Although the above supremum formulation considers observables as primary objects, the expression is still incompatible with the operator framework of quantum theory. The approach suggested by noncommutative geometry is to replace points by states and  functions by operators, which is exactly the way we do calculations in quantum mechanics.

First, a state \omega_p is associated to each point p as follows

\displaystyle \omega_p ( f ) = f ( p )

Thus, a point is considered as an evaluator for observables, which reverses the classical point of view. This is called a state in accordance with the mathematical definition of positive linear functional on an algebra, which is in the above case C^1 ( \mathbb{R} ) \rightarrow \mathbb{R}. Note that complex numbers are preferred in quantum mechanics but they are not used here for simplification.

Next, the subexpression | f ' ( x ) | \leq 1 for all x \in \mathbb{R} must be rewritten to be compatible with operator theory. In fact, each function f can be considered as an operator acting by pointwise multiplication on the space of square integrable functions L^2 ( \mathbb{R} ). That is to say ( f \psi ) ( x ) = f ( x ) \psi ( x ) for any vector \psi \in L^2 ( \mathbb{R} ). Then the above subexpression becomes equivalent to

\displaystyle \left \Vert \left [ \frac{d}{dx} , f \right ] \right \Vert \leq 1

where [ , ] denotes the commutator and \Vert . \Vert the operator norm.

Proof

Indeed, let us develop the expression for \psi \in L^2 ( \mathbb{R} )

\displaystyle \left [ \frac{d}{dx} , f \right ] \psi = \frac{d}{dx} f \psi - f \frac{d}{dx} \psi = f ' \psi

Then we compute the operator norm

\displaystyle \left \Vert \left [ \frac{d}{dx} , f \right ] \right \Vert = \Vert f ' \Vert = \sup_{x \in \mathbb{R}} | f ' ( x ) |

Therefore \left \Vert \left [ \frac{d}{dx} , f \right ] \right \Vert \leq 1 is equivalent to \sup_{x \in \mathbb{R}} | f ' ( x ) | \leq 1 which in turn is equivalent to | f ' ( x ) | \leq 1 for all x \in \mathbb{R}

Finally the supremum expression can be rewritten in the operator framework as

\boxed{d ( p , q ) = \sup_{f \in C^1 ( \mathbb{R} )} \left \{ | \omega_p ( f ) - \omega_q ( f ) | : \left \Vert \left [ \frac{d}{dx} , f \right ] \right \Vert \leq 1 \right \}}

CONNES SPECTRAL TRIPLE

Intuitively, a spectral triple encodes geometrical information in an algebraic way.
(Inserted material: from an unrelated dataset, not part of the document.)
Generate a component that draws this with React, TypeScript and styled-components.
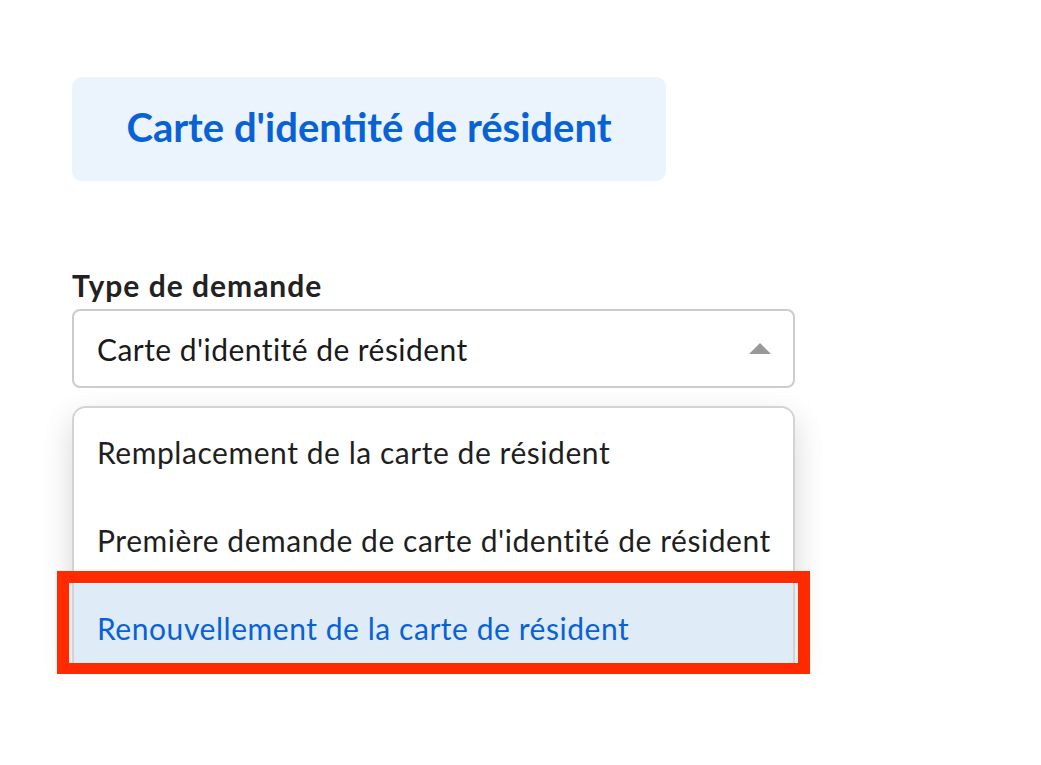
import React from "react";
import styled, { createGlobalStyle } from "styled-components";

const Global = createGlobalStyle`
  html, body { margin: 0; padding: 0; background: #ffffff; }
  body { font-family: "Lato", "Noto Sans", sans-serif; color: #222222; }
  * { box-sizing: border-box; }
`;

const Page = styled.div`
  padding: 77px 0 0 72px;
  display: flex;
  flex-direction: column;
  align-items: flex-start;
`;

const TitleCard = styled.div`
  width: 594px;
  height: 104px;
  border-radius: 10px;
  background: #ebf3fd;
  display: flex;
  align-items: center;
  justify-content: center;
`;

const Title = styled.h1`
  margin: 0;
  font-size: 40px;
  font-weight: 700;
  color: #0862d6;
  letter-spacing: 0;
  transform: translateY(-2px);
`;

const Field = styled.div`
  margin-top: 86px;
  width: 723px;
  display: flex;
  flex-direction: column;
`;

const Label = styled.label`
  font-size: 30px;
  font-weight: 700;
  letter-spacing: 1px;
  color: #222222;
  line-height: 36px;
  margin-bottom: 6px;
`;

const SelectBox = styled.div`
  height: 79px;
  border: 2px solid #cccccc;
  border-radius: 8px;
  padding: 0 22px 0 23px;
  display: flex;
  align-items: center;
  justify-content: space-between;
  font-size: 30px;
  letter-spacing: 0.45px;
  color: #1a1a1a;
`;

const Caret = styled.svg`
  width: 22px;
  height: 11px;
  display: block;
`;

const MenuWrap = styled.div`
  position: relative;
  margin-top: 18px;
`;

const Menu = styled.ul`
  list-style: none;
  margin: 0;
  padding: 0;
  border: 2px solid #d3d3d3;
  border-radius: 14px;
  background: #ffffff;
  overflow: hidden;
  box-shadow: 0 12px 32px rgba(0, 0, 0, 0.16);
`;

const Option = styled.li<{ $active?: boolean }>`
  height: 88px;
  display: flex;
  align-items: center;
  padding-left: 23px;
  font-size: 30px;
  letter-spacing: 0.55px;
  color: ${(p) => (p.$active ? "#0862d6" : "#1f1f1f")};
  background: ${(p) => (p.$active ? "#dfebf7" : "#ffffff")};
`;

const Highlight = styled.div`
  position: absolute;
  left: -15px;
  top: 165px;
  width: 753px;
  height: 104px;
  border: 12px solid #ff2a00;
  pointer-events: none;
`;

export default function App() {
  return (
    <>
      <Global />
      <Page>
        <TitleCard>
          <Title>Carte d'identité de résident</Title>
        </TitleCard>
        <Field>
          <Label>Type de demande</Label>
          <SelectBox>
            <span>Carte d'identité de résident</span>
            <Caret viewBox="0 0 22 11">
              <polygon points="0,11 11,0 22,11" fill="#999999" />
            </Caret>
          </SelectBox>
          <MenuWrap>
            <Menu>
              <Option>Remplacement de la carte de résident</Option>
              <Option>Première demande de carte d'identité de résident</Option>
              <Option $active>Renouvellement de la carte de résident</Option>
            </Menu>
            <Highlight />
          </MenuWrap>
        </Field>
      </Page>
    </>
  );
}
Spectral triple : a spectral triple ( A , \mathcal{H} , D ) is composed of a unital C*-algebra A acting on a Hilbert space \mathcal{H} and a self-adjoint operator D with compact resolvent such that [ D , a ] is bounded for all a \in A.

In this context, if \sigma and \sigma ' are two states, their distance is defined by

\boxed{d ( \sigma , \sigma ' ) = \sup_{a \in A} \{ | \sigma ( a ) - \sigma ' ( a ) | : \Vert [ D , a ] \Vert \leq 1 \}}

EXAMPLE : RIEMANNIAN MANIFOLD

Let M be a compact Riemannian manifold. Although being a classical space, it is a good example to understand how noncommutative geometry works in the commutative case. A spectral triple ( A , \mathcal{H} , D ) is defined as follows.

We consider A = C ( M ) the algebra of continuous functions over M. Then, we choose \mathcal{H} to be the Hilbert space of square integrable differentiable forms, the elements of A acting by pointwise multiplication on \mathcal{H}. Finally, a first order differential operator D on \mathcal{H} must be provided. A good choice is the Dirac operator, that is the square root of the Laplace operator

\displaystyle D^2 = \Delta

It is well known that the Laplace-de Rham operator satisfies

\displaystyle \Delta = d \delta + \delta d

where d is the exterior derivative and \delta the exterior coderivative (obtained from d and the Hodge star). Since d^2 = \delta^2 = 0 we put

\displaystyle D = d + \delta

The distance between two points p and q considered as pure states \omega_p and \omega_q is thus

\boxed{d ( \omega_p , \omega_q ) = \sup_{f \in A} \{ | \omega_p ( f ) - \omega_q ( f ) | : \Vert [ D , f ] \Vert \leq 1 \}}

This is a generalization of the previous formula on the real line. Moreover, although the metric g_{\mu \nu} is not explicitly present in this expression, it is recovered by the distance. In other terms, D encodes the metric of the Riemannian structure.